Le coup d'épingle d'Etienne Perrot sj
S’il fallait une preuve de la
diversité des obédiences maçonniques et des positions de l’Église catholique
romaine face à la Franc-Maçonnerie, il suffirait de comparer d’un côté
l’interview de Dominique Alain Freymond, président de la Grande Loge suisse
Alpina (Le Temps du vendredi 20 octobre 2017), d’autre part l’ouvrage
-qui vient d’être traduit en français- d’Angela Pellicciari Les Papes
et la Franc-Maçonnerie, une opposition séculaire. À l’occasion de la parution de la
toute nouvelle édition du Guise suisse du Franc-Maçon, Dominique Alain
Freymond montre une ouverture d’esprit étrangère à certaines Obédiences
françaises -je pense notamment au Grand Orient de France dont
l’anticléricalisme légitime se colore souvent d’une militance antireligieuse
inacceptable.
C’est la raison pour laquelle j’épingle la réponse du
président d’Alpina à la question du journaliste: «Les relations entre les
Églises chrétiennes et la franc-maçonnerie sont-elles toujours aussi
orageuses?» Il faudrait déjà distinguer entre l’Église catholique romaine
-réticente, c’est le moins qu’on puisse dire- et les Églises protestantes. La
Franc-Maçonnerie doit beaucoup à la tradition réformée et à ses pasteurs.
D’autre part, la réponse donnée appelle un complément d’information. Dominique
Alain Freymond évoque d’emblée l’affaire du Père Pascal Vesin, curé de Megève,
démis de ses fonctions en mai 2013, pour avoir finalement reconnu, devant
l’évidence, appartenir au Grand Orient de France.
J’ajoute un sou dans la musique. Tant que l’Église
catholique romaine mettra dans le même sac les Loges qui militent contre
l’Église et les autres Loges, les catholiques pratiquants adhérents aux Loges
dites Régulières qui, dans l’esprit d’Alpina, ne militent pas contre l’Église,
se sentiront injustement rejetés. Cette distinction entre Loges selon leur
attitude face à la religion était pourtant celle du Cardinal Lustiger,
archevêque de Paris, de Monseigneur Thomas, évêque de Versailles et du Cardinal
Seper, préfet de la Congrégation pour la Doctrine de la foi. Ce n’était pas la
position de son successeur, le cardinal Ratzinger devenu le pape Benoît XVI.
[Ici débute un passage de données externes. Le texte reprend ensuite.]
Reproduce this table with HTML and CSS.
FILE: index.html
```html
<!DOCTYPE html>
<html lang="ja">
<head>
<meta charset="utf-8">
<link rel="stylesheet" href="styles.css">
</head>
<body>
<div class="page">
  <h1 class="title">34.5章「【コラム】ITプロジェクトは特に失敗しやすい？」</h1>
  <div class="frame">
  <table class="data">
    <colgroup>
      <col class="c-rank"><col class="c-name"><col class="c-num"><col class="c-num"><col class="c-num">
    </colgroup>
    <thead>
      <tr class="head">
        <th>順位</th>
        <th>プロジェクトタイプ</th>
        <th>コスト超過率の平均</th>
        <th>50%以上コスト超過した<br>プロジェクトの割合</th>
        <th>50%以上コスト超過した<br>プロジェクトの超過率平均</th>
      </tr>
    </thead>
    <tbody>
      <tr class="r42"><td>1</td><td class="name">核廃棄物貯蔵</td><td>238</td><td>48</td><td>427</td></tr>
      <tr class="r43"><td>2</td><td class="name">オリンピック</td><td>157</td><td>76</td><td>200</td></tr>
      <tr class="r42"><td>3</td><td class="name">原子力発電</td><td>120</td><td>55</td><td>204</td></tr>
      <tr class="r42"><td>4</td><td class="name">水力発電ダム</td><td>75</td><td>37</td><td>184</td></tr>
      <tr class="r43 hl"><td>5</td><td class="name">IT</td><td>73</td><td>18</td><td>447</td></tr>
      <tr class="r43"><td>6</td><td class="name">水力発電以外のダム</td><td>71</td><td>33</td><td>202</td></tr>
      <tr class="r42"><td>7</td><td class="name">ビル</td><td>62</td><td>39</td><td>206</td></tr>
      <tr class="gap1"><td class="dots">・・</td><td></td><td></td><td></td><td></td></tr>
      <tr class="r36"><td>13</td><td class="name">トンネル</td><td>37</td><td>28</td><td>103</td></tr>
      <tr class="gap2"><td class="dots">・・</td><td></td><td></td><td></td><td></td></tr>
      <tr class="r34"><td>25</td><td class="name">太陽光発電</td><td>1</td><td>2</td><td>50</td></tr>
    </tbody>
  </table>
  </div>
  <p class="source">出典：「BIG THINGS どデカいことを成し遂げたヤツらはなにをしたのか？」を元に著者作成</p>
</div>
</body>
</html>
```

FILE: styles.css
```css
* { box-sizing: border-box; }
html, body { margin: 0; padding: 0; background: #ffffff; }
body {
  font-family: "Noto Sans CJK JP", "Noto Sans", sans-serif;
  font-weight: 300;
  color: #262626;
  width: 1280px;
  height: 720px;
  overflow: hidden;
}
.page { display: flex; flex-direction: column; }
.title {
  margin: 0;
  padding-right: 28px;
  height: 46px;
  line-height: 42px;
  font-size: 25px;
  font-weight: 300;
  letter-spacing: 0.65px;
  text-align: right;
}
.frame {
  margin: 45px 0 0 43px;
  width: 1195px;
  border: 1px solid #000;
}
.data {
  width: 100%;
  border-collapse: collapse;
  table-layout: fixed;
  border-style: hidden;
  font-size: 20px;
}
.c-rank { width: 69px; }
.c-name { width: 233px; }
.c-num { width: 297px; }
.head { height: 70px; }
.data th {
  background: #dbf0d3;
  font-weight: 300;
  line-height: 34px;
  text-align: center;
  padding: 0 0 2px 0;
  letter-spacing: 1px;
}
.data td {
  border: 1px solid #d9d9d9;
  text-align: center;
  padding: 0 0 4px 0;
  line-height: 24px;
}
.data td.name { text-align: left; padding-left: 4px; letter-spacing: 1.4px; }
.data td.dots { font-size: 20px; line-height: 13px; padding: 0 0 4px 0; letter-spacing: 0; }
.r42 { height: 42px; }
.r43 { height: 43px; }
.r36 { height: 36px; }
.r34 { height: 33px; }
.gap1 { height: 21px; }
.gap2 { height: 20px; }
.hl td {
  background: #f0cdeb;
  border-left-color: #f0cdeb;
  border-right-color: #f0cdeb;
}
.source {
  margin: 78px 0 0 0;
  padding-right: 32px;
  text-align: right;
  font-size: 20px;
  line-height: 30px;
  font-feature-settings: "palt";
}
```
Comme le rappelle le Président d’Alpina, la vie
spirituelle n’est pas le monopole de l’Église catholique. Je ne vois pas
d’ailleurs pourquoi la spiritualité serait a priori étrangère aux Francs-Maçons
du Grand Orient de France. À mon sens, il ne manquerait pas grand-chose aux
trois principales valeurs portées par le Grand Orient pour devenir vecteurs
d’une spiritualité spécifiquement chrétienne: pousser le respect des autres et
de soi-même jusqu’à l’amour du prochain, la liberté de conscience jusqu’au
témoignage public de ses croyances et la tolérance mutuelle jusqu’au pardon.